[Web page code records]
################

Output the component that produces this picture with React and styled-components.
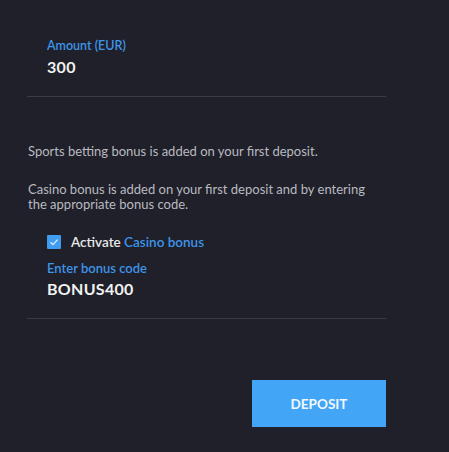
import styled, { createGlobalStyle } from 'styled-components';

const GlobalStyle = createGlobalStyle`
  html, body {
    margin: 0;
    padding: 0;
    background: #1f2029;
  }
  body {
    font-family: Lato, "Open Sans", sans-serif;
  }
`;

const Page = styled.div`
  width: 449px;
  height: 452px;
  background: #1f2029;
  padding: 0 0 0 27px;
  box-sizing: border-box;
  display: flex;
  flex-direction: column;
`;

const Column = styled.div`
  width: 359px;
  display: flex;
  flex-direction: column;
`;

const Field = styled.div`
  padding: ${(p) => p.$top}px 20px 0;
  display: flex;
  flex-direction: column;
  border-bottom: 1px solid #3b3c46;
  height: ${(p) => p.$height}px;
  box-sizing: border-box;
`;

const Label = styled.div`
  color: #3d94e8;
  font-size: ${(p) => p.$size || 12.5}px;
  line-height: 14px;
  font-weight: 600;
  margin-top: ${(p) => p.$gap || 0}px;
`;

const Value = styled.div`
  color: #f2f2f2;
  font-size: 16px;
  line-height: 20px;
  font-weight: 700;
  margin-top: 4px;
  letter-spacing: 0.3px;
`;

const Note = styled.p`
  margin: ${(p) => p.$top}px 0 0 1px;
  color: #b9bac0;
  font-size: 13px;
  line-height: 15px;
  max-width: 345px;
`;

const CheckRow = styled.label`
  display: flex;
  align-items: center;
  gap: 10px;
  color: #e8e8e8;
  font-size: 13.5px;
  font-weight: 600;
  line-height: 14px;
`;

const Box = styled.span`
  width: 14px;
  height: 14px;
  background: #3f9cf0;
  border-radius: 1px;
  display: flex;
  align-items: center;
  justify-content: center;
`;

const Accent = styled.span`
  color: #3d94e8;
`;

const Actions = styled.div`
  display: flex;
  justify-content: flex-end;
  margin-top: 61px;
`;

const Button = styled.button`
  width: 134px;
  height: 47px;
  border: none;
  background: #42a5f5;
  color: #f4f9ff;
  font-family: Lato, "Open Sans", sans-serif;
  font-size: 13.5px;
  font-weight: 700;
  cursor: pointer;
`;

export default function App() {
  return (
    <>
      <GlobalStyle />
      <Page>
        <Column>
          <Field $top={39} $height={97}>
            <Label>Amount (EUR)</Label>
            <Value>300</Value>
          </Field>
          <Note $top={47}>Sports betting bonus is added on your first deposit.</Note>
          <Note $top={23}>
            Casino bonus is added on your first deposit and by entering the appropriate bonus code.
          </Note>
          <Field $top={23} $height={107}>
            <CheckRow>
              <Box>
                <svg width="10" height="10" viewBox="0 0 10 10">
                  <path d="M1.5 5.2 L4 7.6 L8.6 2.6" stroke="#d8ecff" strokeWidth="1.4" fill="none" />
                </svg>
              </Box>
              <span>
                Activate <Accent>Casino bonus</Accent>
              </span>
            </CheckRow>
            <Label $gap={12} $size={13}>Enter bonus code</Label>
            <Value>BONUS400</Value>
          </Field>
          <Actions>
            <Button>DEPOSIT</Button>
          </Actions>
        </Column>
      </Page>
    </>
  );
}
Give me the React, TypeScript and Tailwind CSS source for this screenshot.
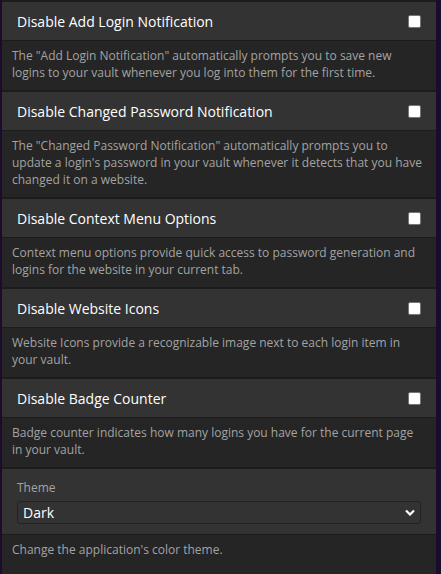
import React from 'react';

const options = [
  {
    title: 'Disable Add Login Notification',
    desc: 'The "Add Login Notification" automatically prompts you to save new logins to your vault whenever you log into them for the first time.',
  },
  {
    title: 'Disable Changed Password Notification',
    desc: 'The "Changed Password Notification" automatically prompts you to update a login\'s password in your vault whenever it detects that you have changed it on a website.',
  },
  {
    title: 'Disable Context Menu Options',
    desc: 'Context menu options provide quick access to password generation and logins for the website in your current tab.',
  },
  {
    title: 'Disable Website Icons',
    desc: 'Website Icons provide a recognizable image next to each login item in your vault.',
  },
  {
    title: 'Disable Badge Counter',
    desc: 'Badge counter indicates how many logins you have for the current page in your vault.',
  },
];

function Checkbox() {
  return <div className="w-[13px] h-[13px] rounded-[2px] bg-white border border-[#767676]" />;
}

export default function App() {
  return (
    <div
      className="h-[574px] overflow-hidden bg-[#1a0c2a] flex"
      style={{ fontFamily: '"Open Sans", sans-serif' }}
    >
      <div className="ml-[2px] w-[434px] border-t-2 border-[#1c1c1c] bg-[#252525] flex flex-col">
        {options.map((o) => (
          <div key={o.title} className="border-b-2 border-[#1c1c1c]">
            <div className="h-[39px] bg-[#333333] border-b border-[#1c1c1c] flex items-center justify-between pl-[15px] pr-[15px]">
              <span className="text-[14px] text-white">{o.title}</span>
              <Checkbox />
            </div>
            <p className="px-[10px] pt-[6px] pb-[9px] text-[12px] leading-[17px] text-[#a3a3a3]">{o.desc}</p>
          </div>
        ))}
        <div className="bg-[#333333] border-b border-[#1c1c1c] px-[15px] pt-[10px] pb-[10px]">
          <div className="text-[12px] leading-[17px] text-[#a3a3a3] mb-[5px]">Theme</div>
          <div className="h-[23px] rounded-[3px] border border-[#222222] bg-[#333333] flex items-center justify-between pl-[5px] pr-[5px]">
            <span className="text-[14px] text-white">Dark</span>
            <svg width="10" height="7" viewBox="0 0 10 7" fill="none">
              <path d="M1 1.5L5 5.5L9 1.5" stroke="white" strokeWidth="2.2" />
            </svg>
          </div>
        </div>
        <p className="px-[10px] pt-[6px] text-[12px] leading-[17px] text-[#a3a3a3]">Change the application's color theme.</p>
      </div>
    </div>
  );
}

################

Retype the listing exactly. Pictures do not belong in the copy.

Output the component that produces this picture with React and styled-components.
import styled, { createGlobalStyle } from 'styled-components';

const GlobalStyle = createGlobalStyle`
  html, body {
    margin: 0;
    padding: 0;
    background: #1f2029;
  }
  body {
    font-family: Lato, "Open Sans", sans-serif;
  }
`;

const Page = styled.div`
  width: 449px;
  height: 452px;
  background: #1f2029;
  padding: 0 0 0 27px;
  box-sizing: border-box;
  display: flex;
  flex-direction: column;
`;

const Column = styled.div`
  width: 359px;
  display: flex;
  flex-direction: column;
`;

const Field = styled.div`
  padding: ${(p) => p.$top}px 20px 0;
  display: flex;
  flex-direction: column;
  border-bottom: 1px solid #3b3c46;
  height: ${(p) => p.$height}px;
  box-sizing: border-box;
`;

const Label = styled.div`
  color: #3d94e8;
  font-size: ${(p) => p.$size || 12.5}px;
  line-height: 14px;
  font-weight: 600;
  margin-top: ${(p) => p.$gap || 0}px;
`;

const Value = styled.div`
  color: #f2f2f2;
  font-size: 16px;
  line-height: 20px;
  font-weight: 700;
  margin-top: 4px;
  letter-spacing: 0.3px;
`;

const Note = styled.p`
  margin: ${(p) => p.$top}px 0 0 1px;
  color: #b9bac0;
  font-size: 13px;
  line-height: 15px;
  max-width: 345px;
`;

const CheckRow = styled.label`
  display: flex;
  align-items: center;
  gap: 10px;
  color: #e8e8e8;
  font-size: 13.5px;
  font-weight: 600;
  line-height: 14px;
`;

const Box = styled.span`
  width: 14px;
  height: 14px;
  background: #3f9cf0;
  border-radius: 1px;
  display: flex;
  align-items: center;
  justify-content: center;
`;

const Accent = styled.span`
  color: #3d94e8;
`;

const Actions = styled.div`
  display: flex;
  justify-content: flex-end;
  margin-top: 61px;
`;

const Button = styled.button`
  width: 134px;
  height: 47px;
  border: none;
  background: #42a5f5;
  color: #f4f9ff;
  font-family: Lato, "Open Sans", sans-serif;
  font-size: 13.5px;
  font-weight: 700;
  cursor: pointer;
`;

export default function App() {
  return (
    <>
      <GlobalStyle />
      <Page>
        <Column>
          <Field $top={39} $height={97}>
            <Label>Amount (EUR)</Label>
            <Value>300</Value>
          </Field>
          <Note $top={47}>Sports betting bonus is added on your first deposit.</Note>
          <Note $top={23}>
            Casino bonus is added on your first deposit and by entering the appropriate bonus code.
          </Note>
          <Field $top={23} $height={107}>
            <CheckRow>
              <Box>
                <svg width="10" height="10" viewBox="0 0 10 10">
                  <path d="M1.5 5.2 L4 7.6 L8.6 2.6" stroke="#d8ecff" strokeWidth="1.4" fill="none" />
                </svg>
              </Box>
              <span>
                Activate <Accent>Casino bonus</Accent>
              </span>
            </CheckRow>
            <Label $gap={12} $size={13}>Enter bonus code</Label>
            <Value>BONUS400</Value>
          </Field>
          <Actions>
            <Button>DEPOSIT</Button>
          </Actions>
        </Column>
      </Page>
    </>
  );
}
Give me the React, TypeScript and Tailwind CSS source for this screenshot.
import React from 'react';

const options = [
  {
    title: 'Disable Add Login Notification',
    desc: 'The "Add Login Notification" automatically prompts you to save new logins to your vault whenever you log into them for the first time.',
  },
  {
    title: 'Disable Changed Password Notification',
    desc: 'The "Changed Password Notification" automatically prompts you to update a login\'s password in your vault whenever it detects that you have changed it on a website.',
  },
  {
    title: 'Disable Context Menu Options',
    desc: 'Context menu options provide quick access to password generation and logins for the website in your current tab.',
  },
  {
    title: 'Disable Website Icons',
    desc: 'Website Icons provide a recognizable image next to each login item in your vault.',
  },
  {
    title: 'Disable Badge Counter',
    desc: 'Badge counter indicates how many logins you have for the current page in your vault.',
  },
];

function Checkbox() {
  return <div className="w-[13px] h-[13px] rounded-[2px] bg-white border border-[#767676]" />;
}

export default function App() {
  return (
    <div
      className="h-[574px] overflow-hidden bg-[#1a0c2a] flex"
      style={{ fontFamily: '"Open Sans", sans-serif' }}
    >
      <div className="ml-[2px] w-[434px] border-t-2 border-[#1c1c1c] bg-[#252525] flex flex-col">
        {options.map((o) => (
          <div key={o.title} className="border-b-2 border-[#1c1c1c]">
            <div className="h-[39px] bg-[#333333] border-b border-[#1c1c1c] flex items-center justify-between pl-[15px] pr-[15px]">
              <span className="text-[14px] text-white">{o.title}</span>
              <Checkbox />
            </div>
            <p className="px-[10px] pt-[6px] pb-[9px] text-[12px] leading-[17px] text-[#a3a3a3]">{o.desc}</p>
          </div>
        ))}
        <div className="bg-[#333333] border-b border-[#1c1c1c] px-[15px] pt-[10px] pb-[10px]">
          <div className="text-[12px] leading-[17px] text-[#a3a3a3] mb-[5px]">Theme</div>
          <div className="h-[23px] rounded-[3px] border border-[#222222] bg-[#333333] flex items-center justify-between pl-[5px] pr-[5px]">
            <span className="text-[14px] text-white">Dark</span>
            <svg width="10" height="7" viewBox="0 0 10 7" fill="none">
              <path d="M1 1.5L5 5.5L9 1.5" stroke="white" strokeWidth="2.2" />
            </svg>
          </div>
        </div>
        <p className="px-[10px] pt-[6px] text-[12px] leading-[17px] text-[#a3a3a3]">Change the application's color theme.</p>
      </div>
    </div>
  );
}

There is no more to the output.